Matt Davison is a Canadian mathematician and university professor. He is a currently serving as Professor at the Departments of Statistical & Actuarial Science and Mathematics, Dean of the Faculty of Science at Western University. Davison is also the Director of Canada's Financial Wellness lab.

== Education ==
After graduating from the University of Toronto with a Bachelor of Applied Science in Engineering Science (1991), Davison attended Western University where he earned a M.Sc (1993) and Ph.D. in Applied Mathematics (1995).

== Career and work ==
Before entering academia, Davison worked as Assistant Vice President of Equity Arbitrage at Deutsche Bank Canada from 1997 to 1999. Prior to this role, he was a postdoctoral research fellow at the Physiology Institute of the University of Bern, Switzerland, from 1995 to 1997.

Since joining Western University in 1999, Davison has focused his research in the field of quantitative finance. His significant contributions to the field include authoring Quantitative Finance: A Simulation-Based Introduction Using Excel in 2014, 9 book chapters, and publishing over 80 papers. Davison has 23 PhD students graduated from his research group, and 4 PhD students in current progress.

Davison held a Tier 2 Canada Research Chair in Quantitative Finance from 2006 to 2016. In 2015, he was named a Fellow of the Fields Institute for Research in the Mathematical Sciences, further recognizing his impact in the academic community. Davison's research has been well funded by MITACS, NSERC and private sector partners throughout his academic career.

Davison was Chair of the Department of Statistical & Actuarial Sciences from 2014 to 2017 and Acting Chair of the Applied Math Department from 2015 - 2017. From 2017 to 2018, he served as the founding director of Western's School of Mathematical & Statistical Sciences, which was designed to enhance collaborative research and education. That same year, he was appointed Dean of the Faculty of Science, a role he continues to fulfill.

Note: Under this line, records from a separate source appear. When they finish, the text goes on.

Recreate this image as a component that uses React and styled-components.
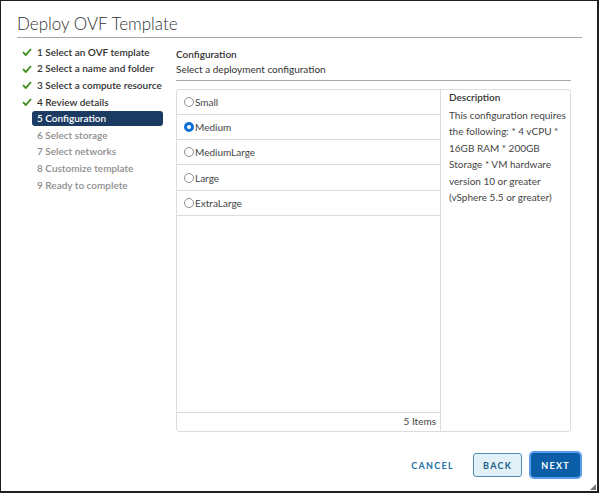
import React from "react";
import styled, { createGlobalStyle } from "styled-components";

const Global = createGlobalStyle`
  html, body { margin: 0; padding: 0; background: #fff; }
  body { font-family: "Lato", "Noto Sans", sans-serif; color: #333; }
`;

const Dialog = styled.div`
  width: 599px;
  height: 493px;
  box-sizing: border-box;
  border-style: solid;
  border-color: #1e1e1e;
  border-width: 1px 2px 2px 1px;
  padding: 13px 15px 0 16px;
  display: flex;
  flex-direction: column;
  position: relative;
  background: #fff;
`;

const Title = styled.h1`
  margin: 0;
  font-size: 17px;
  font-weight: 300;
  line-height: 20px;
  height: 20px;
  padding-bottom: 3px;
  color: #313131;
  border-bottom: 1px solid #a8a8a8;
`;

const Main = styled.div`
  display: flex;
  padding-top: 6px;
`;

const Sidebar = styled.ul`
  list-style: none;
  margin: 0;
  padding: 0;
  width: 146px;
  flex-shrink: 0;
`;

const Step = styled.li`
  display: flex;
  align-items: center;
  height: 16.6px;
  font-size: 10px;
  font-weight: 600;
  color: ${(p) => (p.$pending ? "#8e8e8e" : "#333")};
`;

const CheckCol = styled.span`
  width: 15px;
  display: flex;
  padding-left: 5px;
  box-sizing: border-box;
`;

const StepLabel = styled.span`
  flex: 1;
  height: 15px;
  line-height: 15px;
  padding-left: 5px;
  border-radius: 3px;
  background: ${(p) => (p.$active ? "#1c3b63" : "transparent")};
  color: ${(p) => (p.$active ? "#fff" : "inherit")};
  white-space: nowrap;
`;

const Content = styled.div`
  flex: 1;
  margin-left: 13px;
  margin-right: 11px;
  display: flex;
  flex-direction: column;
`;

const Heading = styled.div`
  font-size: 10px;
  font-weight: 600;
  line-height: 15px;
  margin-top: 2.5px;
`;

const Sub = styled.div`
  font-size: 10px;
  line-height: 15px;
  padding-bottom: 3.5px;
  border-bottom: 1px solid #a8a8a8;
`;

const Grid = styled.div`
  margin-top: 8px;
  height: 343px;
  border: 1px solid #dcdcdc;
  border-radius: 3px;
  display: flex;
  box-sizing: border-box;
`;

const ListCol = styled.div`
  width: 263px;
  border-right: 1px solid #dcdcdc;
  display: flex;
  flex-direction: column;
`;

const Row = styled.label`
  display: flex;
  align-items: center;
  height: 25.4px;
  box-sizing: border-box;
  border-bottom: 1px solid #dcdcdc;
  padding-left: 7px;
  font-size: 10px;
  color: #454545;
  &:first-child { height: 24.6px; }
`;

const Radio = styled.span`
  width: 10px;
  height: 10px;
  border-radius: 50%;
  box-sizing: border-box;
  margin-right: 1px;
  border: ${(p) => (p.$on ? "3px solid #0d6fd8" : "1px solid #8f8f8f")};
  background: #fff;
`;

const Spacer = styled.div`
  flex: 1;
`;

const Footer = styled.div`
  height: 18px;
  border-top: 1px solid #dcdcdc;
  font-size: 10px;
  line-height: 17px;
  text-align: right;
  padding-right: 4px;
  color: #454545;
`;

const DescCol = styled.div`
  flex: 1;
  padding: 0 3px 0 8px;
  font-size: 10px;
  line-height: 16.5px;
  color: #454545;
`;

const DescTitle = styled.div`
  font-weight: 600;
  color: #333;
  margin-top: -1px;
  margin-bottom: 1px;
`;

const Actions = styled.div`
  display: flex;
  justify-content: flex-end;
  align-items: center;
  gap: 9px;
  margin-top: 21px;
  margin-right: 2px;
`;

const Button = styled.button`
  font-family: inherit;
  font-size: 9px;
  font-weight: 700;
  letter-spacing: 1.3px;
  height: 24px;
  padding: 0 9px;
  border-radius: 3px;
  cursor: pointer;
  border: 1px solid ${(p) => (p.$kind === "primary" ? "#0b5ea6" : p.$kind === "outline" ? "#4f8db8" : "transparent")};
  background: ${(p) => (p.$kind === "primary" ? "#0b5ea6" : p.$kind === "outline" ? "#e2f1f7" : "transparent")};
  color: ${(p) => (p.$kind === "primary" ? "#fff" : p.$kind === "outline" ? "#1f5f8b" : "#1d6fa5")};
  box-shadow: ${(p) => (p.$focus ? "0 0 0 2px #5a9bea" : "none")};
`;

const Grip = styled.svg`
  position: absolute;
  right: 1px;
  bottom: 1px;
`;

const Check = () => (
  <svg width="10" height="8" viewBox="0 0 10 8">
    <path d="M1 4.2 L3.8 7 L9 1" fill="none" stroke="#3f8f1e" strokeWidth="1.9" />
  </svg>
);

const steps = [
  { n: 1, t: "Select an OVF template", done: true },
  { n: 2, t: "Select a name and folder", done: true },
  { n: 3, t: "Select a compute resource", done: true },
  { n: 4, t: "Review details", done: true },
  { n: 5, t: "Configuration", active: true },
  { n: 6, t: "Select storage" },
  { n: 7, t: "Select networks" },
  { n: 8, t: "Customize template" },
  { n: 9, t: "Ready to complete" },
];

const options = ["Small", "Medium", "MediumLarge", "Large", "ExtraLarge"];

export default function App() {
  return (
    <>
      <Global />
      <Dialog>
        <Title>Deploy OVF Template</Title>
        <Main>
          <Sidebar>
            {steps.map((s) => (
              <Step key={s.n} $pending={!s.done && !s.active}>
                <CheckCol>{s.done && <Check />}</CheckCol>
                <StepLabel $active={s.active}>
                  {s.n} {s.t}
                </StepLabel>
              </Step>
            ))}
          </Sidebar>
          <Content>
            <Heading>Configuration</Heading>
            <Sub>Select a deployment configuration</Sub>
            <Grid>
              <ListCol>
                {options.map((o) => (
                  <Row key={o}>
                    <Radio $on={o === "Medium"} />
                    {o}
                  </Row>
                ))}
                <Spacer />
                <Footer>5 Items</Footer>
              </ListCol>
              <DescCol>
                <DescTitle>Description</DescTitle>
                This configuration requires the following: * 4 vCPU * 16GB RAM * 200GB Storage * VM hardware version 10 or greater (vSphere 5.5 or greater)
              </DescCol>
            </Grid>
          </Content>
        </Main>
        <Actions>
          <Button $kind="flat">CANCEL</Button>
          <Button $kind="outline">BACK</Button>
          <Button $kind="primary" $focus>NEXT</Button>
        </Actions>
        <Grip width="6" height="6" viewBox="0 0 6 6">
          <path d="M6 0 L6 6 L0 6 Z" fill="#777" />
        </Grip>
      </Dialog>
    </>
  );
}
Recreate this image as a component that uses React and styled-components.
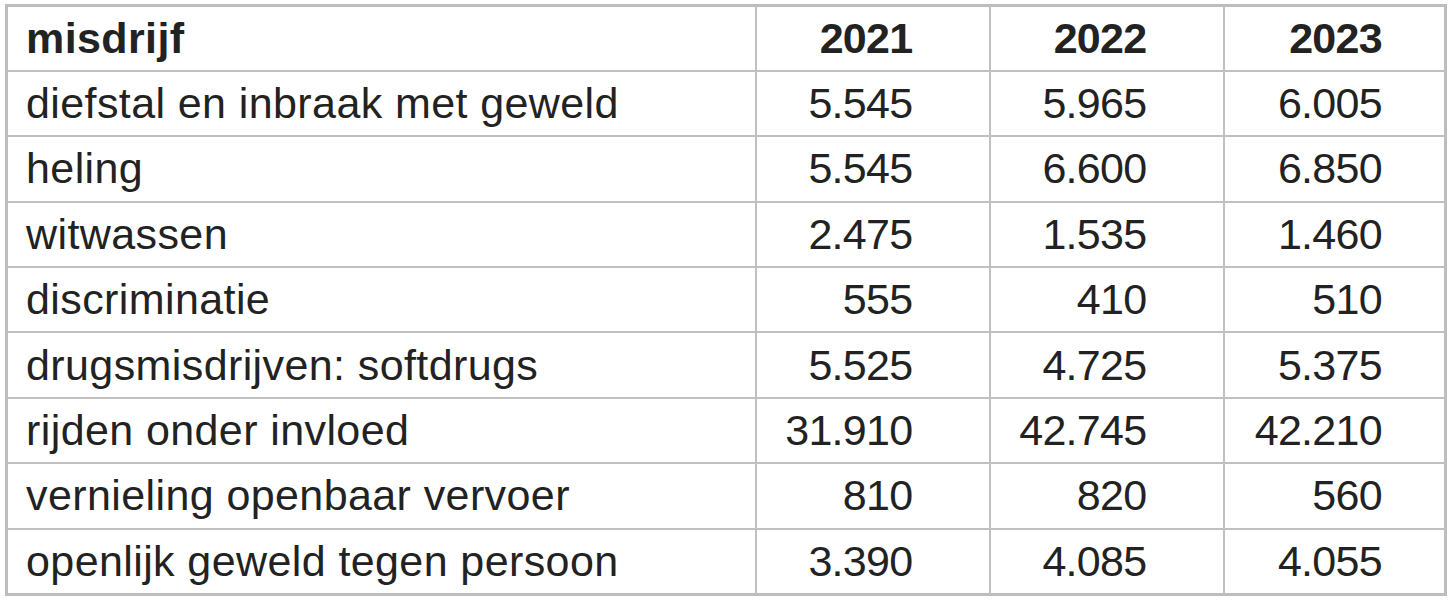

In addition to his university duties, Davison has served the broader academic community. His roles included President of The Canadian Applied and Industrial Mathematics Society from 2017 to 2019 and a board member of the Fields Institute for Research in the Mathematical Sciences from 2018 to 2021 and of the Institute for Catastrophic Loss Reduction since 2018.

In 2021, Davison co-founded Canada's Financial Wellness lab, which he now leads. This multi-university, multi-stakeholder initiative focuses on developing quantitative finance and data analytics solutions that will enable Canadian households to enhance their financial resilience. The lab is a collaboration of several universities, including Wilfrid Laurier University, York University, the University of British Columbia, and the University of Winnipeg, along with industry partners including Coast Capital, Libro Credit Union, National Payroll Institute, Ceridian, Aligned Capital Partners (CI Financial), and Environics Analytics, to broaden its impact and reach.